Prior to attending Harvard, Natasha received her B.A. at Columbia University with a major in the

history of art and archaeology and a concentration in East Asian languages and cultures. During

her time there, Natasha studied built heritage in Venice, participated on an archaeological dig at

Hadrian’s Villa, and received a travel grant to study early Eastern Han tombs in Southeastern

China.

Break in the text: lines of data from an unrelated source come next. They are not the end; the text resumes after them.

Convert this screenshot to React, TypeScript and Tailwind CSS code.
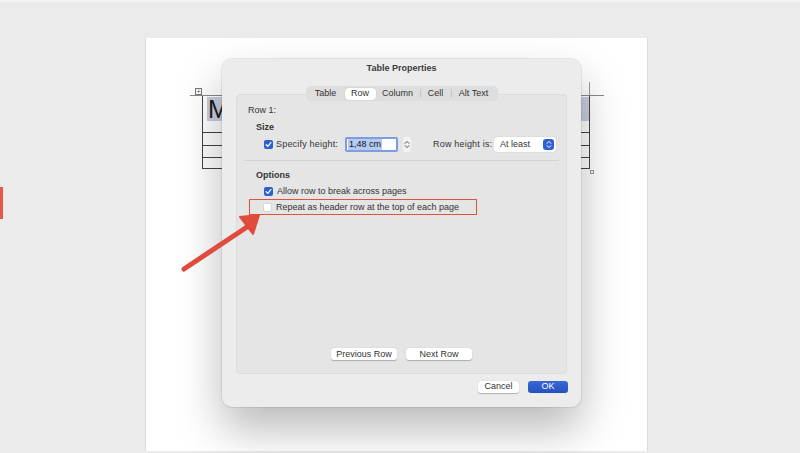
import React from "react";

const font = { fontFamily: '"Liberation Sans", Arial, sans-serif' };

const Checked = () => (
    <svg width="9" height="9" viewBox="0 0 9 9" className="shrink-0">
        <rect x="0" y="0" width="9" height="9" rx="2" fill="#2d5fce" />
        <path d="M2.2 4.7 L3.8 6.3 L6.9 2.6" fill="none" stroke="#fff" strokeWidth="1.3" strokeLinecap="round" strokeLinejoin="round" />
    </svg>
);

const Unchecked = () => (
    <span className="block h-[9px] w-[9px] shrink-0 rounded-[2px] border border-[#d6d6d6] bg-white" />
);

const UpDown = ({ color }: { color: string }) => (
    <svg width="6" height="9" viewBox="0 0 6 9">
        <path d="M1 3.4 L3 1.4 L5 3.4 M1 5.6 L3 7.6 L5 5.6" fill="none" stroke={color} strokeWidth="1" strokeLinecap="round" strokeLinejoin="round" />
    </svg>
);

const Tabs = () => (
    <div className="relative z-10 mx-auto flex h-[15px] w-[192px] items-center rounded-[5px] bg-[#dedede] px-[2px] text-[9px] text-[#333]">
        <span className="w-[36px] text-center">Table</span>
        <span className="ml-px flex h-[12px] w-[31px] items-center justify-center rounded-[4px] bg-white shadow-[0_0_1px_rgba(0,0,0,0.25)]">Row</span>
        <span className="w-[44px] text-center">Column</span>
        <span className="h-[9px] w-px bg-[#c6c6c6]" />
        <span className="w-[30px] text-center">Cell</span>
        <span className="h-[9px] w-px bg-[#c6c6c6]" />
        <span className="w-[44px] text-center">Alt Text</span>
    </div>
);

const Dialog = () => (
    <div className="absolute left-[222px] top-[57px] flex h-[348px] w-[359px] flex-col rounded-[10px] bg-[#ececec] text-[#333] shadow-[0_22px_45px_rgba(0,0,0,0.28),0_0_0_1px_rgba(0,0,0,0.07)]">
        <div className="flex h-[27px] justify-center pt-[4px] text-[9px] font-bold leading-[11px] text-[#3b3b3b]">
            Table Properties
        </div>

        <Tabs />

        <div className="mx-[14px] -mt-[7px] flex h-[280px] flex-col rounded-[4px] border border-[#dcdcdc] bg-[#e5e5e5] text-[9px] leading-[11px]">
            <div className="pl-[11px] pt-[10px]">Row 1:</div>
            <div className="mt-[6px] pl-[19px] font-bold">Size</div>

            <div className="mt-[4px] flex h-[15px] items-center whitespace-nowrap pl-[27px]">
                <Checked />
                <span className="ml-[3px] w-[64px] shrink-0 tracking-[0.2px]">Specify height:</span>
                <div className="ml-[5px] flex h-[15px] w-[53px] shrink-0 items-center rounded-[2px] border-2 border-[#7c9ee0] bg-white pl-[1px]">
                    <span className="bg-[#b5cbf3] px-px text-[#111]">1,48 cm</span>
                </div>
                <div className="ml-[5px] flex h-[15px] w-[8px] shrink-0 items-center justify-center rounded-[2px] bg-[#f2f2f2]">
                    <UpDown color="#555" />
                </div>
                <span className="ml-[22px] w-[56px] shrink-0 tracking-[0.2px]">Row height is:</span>
                <div className="ml-[5px] flex h-[15px] w-[62px] shrink-0 items-center justify-between rounded-[3px] bg-white pl-[6px] pr-[2px] shadow-[0_0_1px_rgba(0,0,0,0.3)]">
                    <span>At least</span>
                    <span className="flex h-[11px] w-[11px] items-center justify-center rounded-[3px] bg-[#2f5fd0]">
                        <UpDown color="#fff" />
                    </span>
                </div>
            </div>

            <div className="mx-[7px] mt-[8px] h-px bg-[#d2d2d2]" />

            <div className="mt-[9px] pl-[19px] font-bold">Options</div>
            <div className="mt-[5px] flex items-center gap-[4px] pl-[27px]">
                <Checked />
                <span>Allow row to break across pages</span>
            </div>
            <div className="ml-[12px] mt-[2px] flex h-[16px] w-[228px] items-center gap-[4px] border-[1.5px] border-[#e0533f] pl-[13px]">
                <Unchecked />
                <span>Repeat as header row at the top of each page</span>
            </div>

            <div className="mb-[13px] mt-auto flex justify-center gap-[9px]">
                <button className="flex h-[12px] w-[66px] items-center justify-center rounded-[3px] bg-white text-[9px] shadow-[0_0.5px_1px_rgba(0,0,0,0.25)]">
                    Previous Row
                </button>
                <button className="flex h-[12px] w-[66px] items-center justify-center rounded-[3px] bg-white text-[9px] shadow-[0_0.5px_1px_rgba(0,0,0,0.25)]">
                    Next Row
                </button>
            </div>
        </div>

        <div className="mt-[7px] flex justify-end gap-[9px] pr-[13px] text-[9px]">
            <button className="flex h-[12px] w-[41px] items-center justify-center rounded-[3px] bg-white text-[#333] shadow-[0_0.5px_1px_rgba(0,0,0,0.25)]">
                Cancel
            </button>
            <button className="flex h-[12px] w-[40px] items-center justify-center rounded-[3px] bg-gradient-to-b from-[#3a68d6] to-[#2650bf] text-white">
                OK
            </button>
        </div>
    </div>
);

const DocTable = () => (
    <div className="relative ml-[44px] w-[414px]">
        <div className="h-[13px] pl-[5px] pt-[6px]">
            <span className="flex h-[7px] w-[7px] items-center justify-center border border-[#777] bg-white text-[7px] leading-none text-[#555]">
                +
            </span>
        </div>
        <div className="absolute left-[399px] top-0 h-[13px] w-px bg-[#999]" />
        <div className="h-px bg-[#888]" />
        <div className="ml-[12px] w-[388px] border-x border-[#444]">
            <div className="h-[36px] pl-[4px] pt-px">
                <div className="flex h-[24px] items-center bg-[#c9cde0] pl-px text-[25px] leading-none text-[#1c1c1c]">
                    M
                </div>
            </div>
            <div className="h-[13px] border-t border-[#444]" />
            <div className="h-[12px] border-t border-[#444]" />
            <div className="h-[12px] border-y border-[#444]" />
        </div>
        <span className="absolute left-[400px] top-[88px] h-[4px] w-[4px] border border-[#999] bg-white" />
    </div>
);

export default function App() {
    return (
        <div className="relative h-[453px] w-[800px] overflow-hidden border-t-2 border-[#f4f4f4] bg-[#ebebeb]" style={font}>
            <div className="ml-[145px] mt-[36px] h-[413px] w-[503px] border-x border-[#dadada] bg-white pt-[44px]">
                <DocTable />
            </div>

            <span className="absolute left-0 top-[185px] h-[32px] w-[3px] bg-[#e4594a]" />

            <Dialog />

            <svg className="pointer-events-none absolute left-0 top-0" width="800" height="453" viewBox="0 0 800 453">
                <line x1="184" y1="267" x2="250" y2="223" stroke="#e04b3b" strokeWidth="5" strokeLinecap="round" />
                <polygon points="259,213 240,215 253,232" fill="#e04b3b" stroke="#e04b3b" strokeWidth="2" strokeLinejoin="round" />
            </svg>
        </div>
    );
}
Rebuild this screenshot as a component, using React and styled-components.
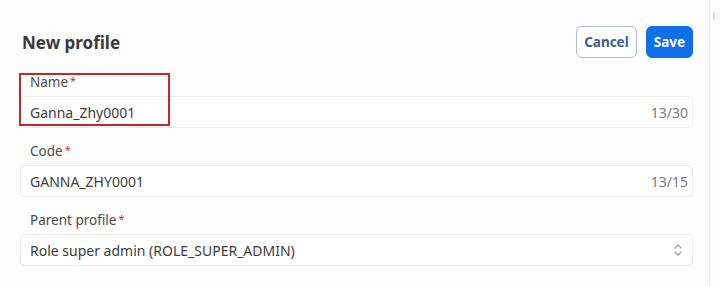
import React from "react";
import styled, { createGlobalStyle } from "styled-components";

const Global = createGlobalStyle`
  html, body {
    margin: 0;
    padding: 0;
    background: #fdfdfd;
  }
  body {
    font-family: "Noto Sans", "Open Sans", sans-serif;
    color: #3a3a3a;
  }
`;

const Page = styled.div`
  width: 720px;
  height: 286px;
  box-sizing: border-box;
  display: flex;
  overflow: hidden;
`;

const Panel = styled.div`
  flex: 1;
  padding: 26px 16px 0 20px;
  display: flex;
  flex-direction: column;
`;

const Edge = styled.div`
  width: 10px;
  border-left: 1px solid #ececec;
  position: relative;
  &::before {
    content: "";
    position: absolute;
    left: 3px;
    top: 12px;
    width: 2px;
    height: 8px;
    background: #dcdcdc;
  }
`;

const Header = styled.div`
  display: flex;
  align-items: center;
  justify-content: space-between;
  height: 32px;
  margin-bottom: 16px;
`;

const Title = styled.h1`
  margin: 0 0 0 2px;
  font-size: 17px;
  font-weight: 700;
  color: #3b3b3b;
`;

const Actions = styled.div`
  display: flex;
  gap: 9px;
`;

const Button = styled.button`
  height: 32px;
  padding: 0 7px;
  border-radius: 6px;
  font-family: inherit;
  font-size: 13.5px;
  font-weight: 700;
  cursor: pointer;
  border: 1.5px solid ${(p) => (p.$primary ? "#0f6fe8" : "#a8bcd4")};
  background: ${(p) => (p.$primary ? "#0f6fe8" : "#ffffff")};
  color: ${(p) => (p.$primary ? "#ffffff" : "#3d5f8c")};
`;

const Field = styled.div`
  position: relative;
  display: flex;
  flex-direction: column;
  margin-bottom: 15px;
`;

const Label = styled.label`
  font-size: 13.5px;
  color: #4a4a4a;
  padding-left: 10px;
  height: 22px;
  line-height: 17px;
  span {
    color: #d2313a;
    margin-left: 2px;
    font-size: 11px;
    vertical-align: top;
    line-height: 14px;
  }
`;

const InputBox = styled.div`
  height: 32px;
  box-sizing: border-box;
  border: 1px solid #ececec;
  border-radius: 4px;
  background: #ffffff;
  display: flex;
  align-items: center;
  justify-content: space-between;
  padding: 0 4px 0 9px;
  font-size: 14px;
  color: #3c3c3c;
`;

const Counter = styled.span`
  font-size: 14px;
  color: #7a7a7a;
`;

const Highlight = styled.div`
  position: absolute;
  left: -1px;
  top: -1px;
  width: 151px;
  height: 53px;
  border: 2px solid #c9252d;
  box-sizing: border-box;
  pointer-events: none;
`;

const Chevrons = () => (
  <svg width="12" height="14" viewBox="0 0 12 14" fill="none" stroke="#9a9a9a" strokeWidth="1.3" strokeLinecap="round" strokeLinejoin="round" style={{ marginRight: 4 }}>
    <path d="M3 5l3-3 3 3" />
    <path d="M3 9l3 3 3-3" />
  </svg>
);

export default function App() {
  return (
    <>
      <Global />
      <Page>
        <Panel>
          <Header>
            <Title>New profile</Title>
            <Actions>
              <Button>Cancel</Button>
              <Button $primary>Save</Button>
            </Actions>
          </Header>

          <Field>
            <Label>Name<span>*</span></Label>
            <InputBox>
              Ganna_Zhy0001
              <Counter>13/30</Counter>
            </InputBox>
            <Highlight />
          </Field>

          <Field>
            <Label>Code<span>*</span></Label>
            <InputBox>
              GANNA_ZHY0001
              <Counter>13/15</Counter>
            </InputBox>
          </Field>

          <Field>
            <Label>Parent profile<span>*</span></Label>
            <InputBox>
              Role super admin (ROLE_SUPER_ADMIN)
              <Chevrons />
            </InputBox>
          </Field>
        </Panel>
        <Edge />
      </Page>
    </>
  );
}
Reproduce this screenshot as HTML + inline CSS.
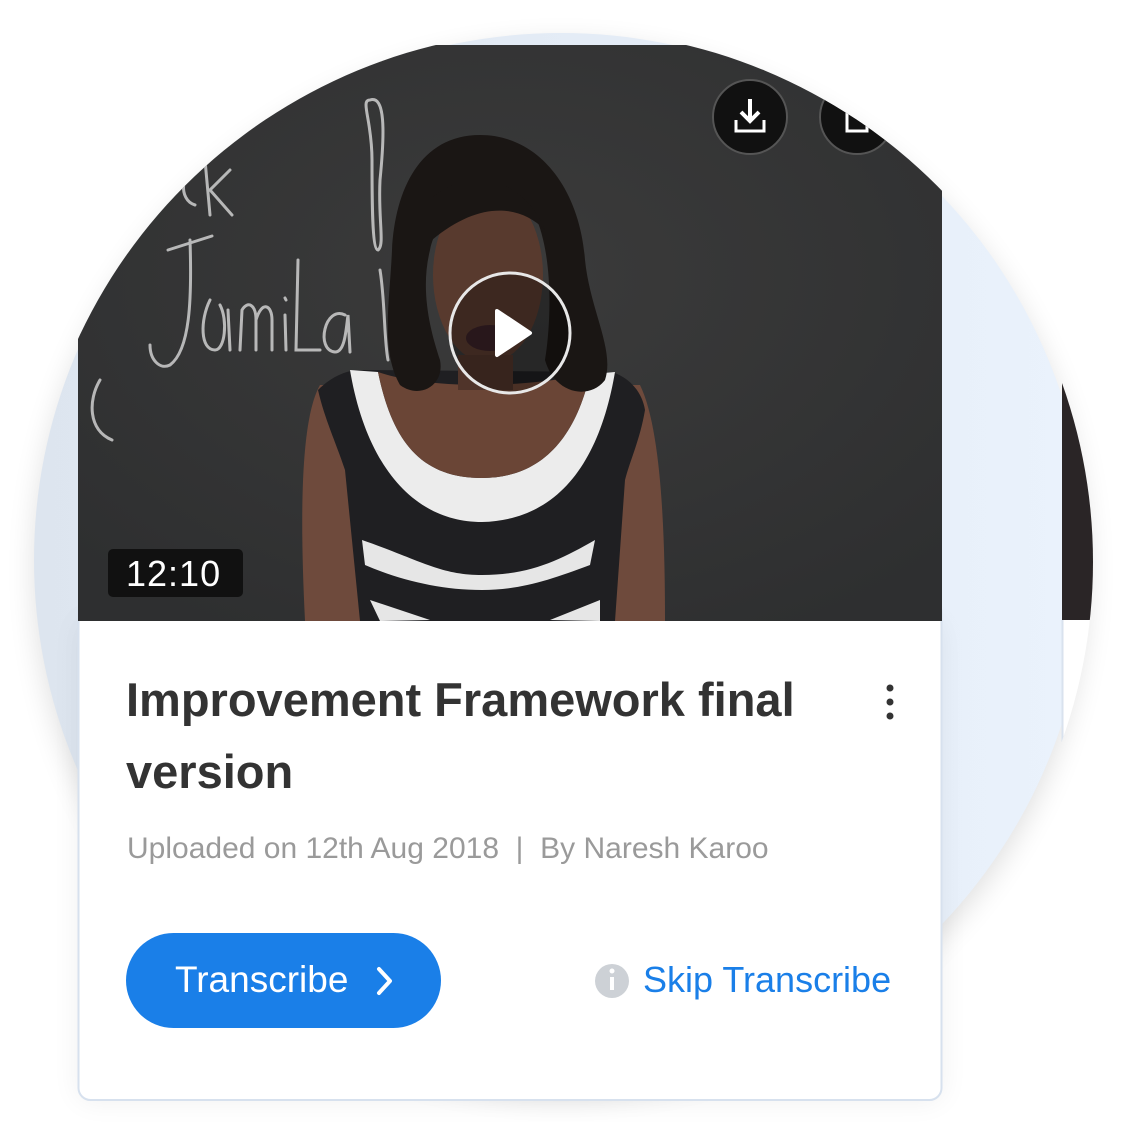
<!DOCTYPE html>
<html><head><meta charset="utf-8"><style>
html,body{margin:0;padding:0;width:1122px;height:1122px;overflow:hidden;background:#fff;font-family:"Liberation Sans",sans-serif}
.t{position:absolute;white-space:nowrap}
</style></head><body>
<svg width="1122" height="1122" style="position:absolute;left:0;top:0">
<defs>
<linearGradient id="bg" x1="0" x2="1" y1="0" y2="0"><stop offset="0" stop-color="#dde5ef"/><stop offset="1" stop-color="#eaf2fc"/></linearGradient>
<filter id="sh" x="-20%" y="-20%" width="140%" height="140%"><feGaussianBlur stdDeviation="14"/></filter>
<clipPath id="cc"><circle cx="561" cy="562" r="532"/></clipPath>
<radialGradient id="board" cx="0.5" cy="0.4" r="0.7"><stop offset="0" stop-color="#3b3b3b"/><stop offset="1" stop-color="#2e2f30"/></radialGradient>
</defs>
<circle cx="561" cy="570" r="527" fill="#000" opacity="0.12" filter="url(#sh)"/>
<circle cx="561" cy="560" r="527" fill="url(#bg)"/>
<rect x="78" y="620" width="864" height="481" rx="12" fill="#000" opacity="0.06" filter="url(#sh)"/>
<g clip-path="url(#cc)">
<rect x="1062" y="300" width="60" height="320" fill="#2a2526"/>
<rect x="1062" y="620" width="60" height="500" fill="#fff"/>
<line x1="1062.5" y1="620" x2="1062.5" y2="1100" stroke="#d9e2ee" stroke-width="2"/>
</g>
<rect x="78.5" y="600" width="863" height="500" rx="12" fill="#fff" stroke="#d7e1ee" stroke-width="2"/>
<g clip-path="url(#cc)">
<rect x="78" y="45" width="864" height="576" fill="url(#board)"/>
<g fill="none" stroke="#cfcfcf" stroke-width="3" stroke-linecap="round" opacity="0.85">
<path d="M168 250 L212 236 M190 240 C192 300 190 350 170 365 C160 370 150 360 150 345"/>
<path d="M210 300 C200 320 200 350 215 350 C225 350 228 320 220 305 M228 310 L230 350"/>
<path d="M240 350 L242 310 C248 300 256 305 256 320 L256 350 M256 320 C262 300 272 305 272 320 L272 350"/>
<path d="M285 315 L286 350 M285 298 L286 300"/>
<path d="M298 260 L296 350 L320 350"/>
<path d="M345 315 C325 305 315 350 335 352 C345 352 346 330 348 315 L350 352"/>
<path d="M200 165 C180 170 178 200 195 205 M205 160 L210 215 M230 170 L210 190 L232 215"/>
<path d="M370 100 C385 95 385 130 380 180 C378 220 385 245 378 250 C372 250 372 200 372 160 C372 120 360 100 370 100"/>
<path d="M380 270 C385 300 384 340 388 360"/>
<path d="M100 380 C88 400 88 430 112 440"/>
</g>
<path d="M320 385 C300 420 300 520 305 621 L665 621 C665 540 662 430 640 385 Z" fill="#6e4a3c"/>
<path d="M318 390 C330 378 345 370 360 370 L612 372 C630 378 642 392 645 410 C640 440 630 460 625 480 L615 621 L360 621 L345 470 C335 440 325 420 318 390 Z" fill="#1f1f22"/>
<path d="M350 370 C365 460 410 522 482 522 C560 520 600 460 615 372 L590 374 C575 440 540 478 482 478 C420 478 392 440 378 372 Z" fill="#ececec"/>
<path d="M378 372 C392 440 420 478 482 478 C540 478 575 440 590 374 C560 380 520 385 480 385 C440 385 400 380 378 372 Z" fill="#6a4536"/>
<path d="M362 540 C420 560 440 575 482 575 C530 575 560 560 595 540 L590 565 C550 580 520 590 482 590 C440 590 400 580 365 565 Z" fill="#e6e6e6"/>
<path d="M370 600 L430 620 L380 621 Z M600 600 L550 620 L600 621Z" fill="#e6e6e6"/>
<path d="M480 135 C420 135 395 190 392 250 C390 300 380 350 400 385 C420 400 445 385 440 360 C430 330 420 290 430 250 C440 200 500 185 535 215 C555 260 550 330 545 360 C555 395 590 400 605 380 C615 350 590 310 585 260 C580 190 540 135 480 135 Z" fill="#1a1614"/>
<ellipse cx="488" cy="275" rx="55" ry="88" fill="#583a2e"/>
<path d="M430 200 C460 170 520 170 545 230 C520 205 480 200 432 240 Z" fill="#1a1614"/>
<ellipse cx="490" cy="338" rx="24" ry="13" fill="#3a2228"/>
<rect x="458" y="355" width="55" height="35" fill="#50342a"/>
<circle cx="750" cy="117" r="37" fill="#111" stroke="#555" stroke-width="2"/>
<path d="M750 99 V121 M741 112 L750 121 L759 112" stroke="#fff" stroke-width="4" fill="none"/>
<path d="M736 120 V131 H764 V120" stroke="#fff" stroke-width="3" fill="none"/>
<circle cx="857" cy="117" r="37" fill="#111" stroke="#555" stroke-width="2"/>
<rect x="847" y="107" width="20" height="24" stroke="#fff" stroke-width="3" fill="none"/>
<circle cx="510" cy="333" r="60" fill="#000" fill-opacity="0.3" stroke="#e8e8e8" stroke-width="3"/>
<path d="M497 311 L530 333 L497 355 Z" fill="#fff" stroke="#fff" stroke-width="4" stroke-linejoin="round"/>
</g>
<rect x="108" y="549" width="135" height="48" rx="5" fill="#111"/>
<circle cx="890" cy="688" r="3.5" fill="#333"/><circle cx="890" cy="702" r="3.5" fill="#333"/><circle cx="890" cy="716" r="3.5" fill="#333"/>
<rect x="126" y="933" width="315" height="95" rx="47.5" fill="#1a7fe8"/>
<path d="M379 969 L390 981 L379 993" stroke="#fff" stroke-width="4" fill="none" stroke-linecap="round" stroke-linejoin="round"/>
<circle cx="612" cy="981" r="17" fill="#cdd1d6"/>
<rect x="610" y="977" width="4" height="13" fill="#fff"/><circle cx="612" cy="971" r="2.5" fill="#fff"/>
</svg>
<div class="t" style="left:126px;top:553px;font-size:36px;color:#fff;letter-spacing:1px">12:10</div>
<div class="t" style="left:126px;top:664px;font-size:47px;font-weight:bold;color:#333;line-height:72px">Improvement Framework final<br>version</div>
<div class="t" style="left:127px;top:832px;font-size:30px;color:#9a9a9a">Uploaded on 12th Aug 2018 &nbsp;|&nbsp; By Naresh Karoo</div>
<div class="t" style="left:175px;top:959px;font-size:37px;color:#fff">Transcribe</div>
<div class="t" style="left:643px;top:959px;font-size:36px;color:#1a7fe8">Skip Transcribe</div>
</body></html>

She went on to receive her M.A. from the Williams College Graduate Program in the

History of Art where her qualifying paper, “À vendre in Darwin’s London: Jean-Léon Gérôme

and the Divine Thumb,” won the Clark Graduate Prize.

 

She also has worked on a range of curatorial projects including the British Galleries reinstallation

at the Metropolitan Museum of Art, the Early Rubens exhibition at the Fine Arts Museums of

San Francisco, Legion of Honor, Ray Johnson c/o at the Art Institute of Chicago, and upcoming

exhibitions on thirteenth and fourteenth-century Chinese paintings at the Princeton University

Art Museum, and on the French painter, Guillaume Guillon-Lethière, at the Sterling and

Francine Clark Art Institute. Most recently, she was the 2021-2022 Joseph F. McCrindle

Foundation Curatorial Intern at the National Gallery of Art, Washington.